For Klitschko, winning that fight and becoming a world champion for a third time has become an obsession. That’s his term for it, it’s the hashtag he’s using on Twitter, and in the lead-up to the fight, he’s described that obsession as a five-part process. Tuesday, he reduced it to two.

“It’s very simple,” he said. “Instead of five steps, there are now two steps. The first step, I put a goal in my life to become three-time world champion, and the second step, I’m obsessed with the first step. So obsession means I breathe it, I live with it, and this is my chance. I have only one shot and it has to be one kill. One shot, one kill, one opportunity – nothing else.”

It’s as focused and intense as Klitschko has been for a fight in a long time. Sure, there was the desire to even the score with the man who beat him in his last fight, Tyson Fury, but after moving on after two postponements, his eyes are firmly on Joshua, the 2012 Olympic gold medalist who has taken the pro boxing world by storm and reminds Klitschko a little of himself in more than a few ways.

“I totally see mirroring of myself in AJ,” he said. “I’ve been there, done that and, as a little older person, you can understand the circle of life and that the person going after you is going to have the same experience as you have. These experiences you can’t buy in a shop; you need to gain it through your life, and that’s what I see in Anthony. And he is, in a certain way, a copy of me sizewise and skillwise, just with a different look. He definitely reminds me of me, and in a certain way I can totally read him.”

Klitschko will need that experience edge against the 27-year-old, who has been fearless in an 18-fight career in which he’s already won the IBF heavyweight title and successfully defended it twice. He’s younger and presumably faster and stronger, and after Klitschko’s lackluster loss to Fury, all the signs are there for a changing of the guard. But the old guard isn’t ready to yield just yet, and he admits that looking back, he found the year-plus away refreshing.

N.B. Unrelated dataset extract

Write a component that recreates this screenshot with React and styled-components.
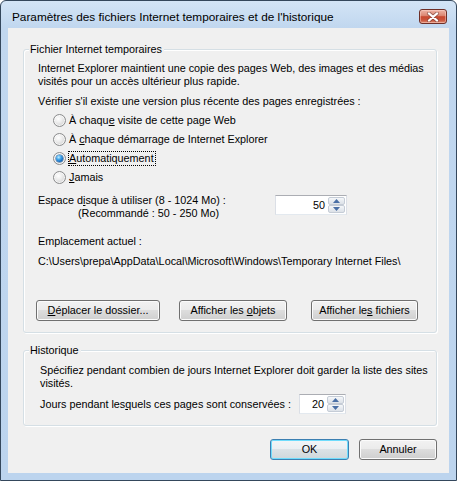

“It was the first time in my 26-year career that I had a one year break where I didn’t fight,” he said. “It doesn’t mean I didn’t train, but I didn’t fight. If I look back now, I think it was good. I had time to recuperate my body and my mind and my motivation, because I’ve been in this like a hamster in a hamster wheel since I was 14, non-stop – training, fighting, training, fighting - for 26 years. That’s a lot of time. So yes, if I look back, I definitely enjoyed that break.”

The break is over, and that’s news to the ears of Klitschko, who is pleased that fans have embraced the matchup without the aid of bad blood and trash talk, whether real or manufactured. So yeah, boxing’s not dead, is it?

“Boxing never was dead and is never gonna be dead,” he said. “It’s one of the most exciting sports and it’s a big part of society in general. It’s amazing, boxing started in England and now we broke all the records with the ticket sale. I’ve been fighting in 30, 40, 50, 60-thousand seat stadiums, but never 90-thousand. So it’s going to be new for me as well. I’m also fighting the biggest challenge I have because Anthony’s an extremely athletic guy, ambitious, an Olympic champion and world champion. And most amazingly for the sport of boxing, we don’t talk s**t. There’s no bad talk, no throwing tables or bottles, no f-words to sell the fight. It’s just two Olympic champions facing each other, respecting each other, shaking hands and saying, ‘See you in the ring,’ and wishing each other good luck. And that’s how we polish the sport of boxing and make it better.”

Wladimir Klitschko has been making the sport better for a lot of years, both in the ring as a dominant champion and outside of it as a gentlemanly ambassador. That’s quite a legacy. Is he ready to talk about it yet?
 
“No, my answer is going to be the same,” he laughs. “I’m still doing it and I’m still in this hamster wheel. Eventually it’s going to happen and I’m going to step out of this and have a different look, so then I can look back at what I’ve accomplished and what I was missing. But right now, I’m not ready to talk about it.”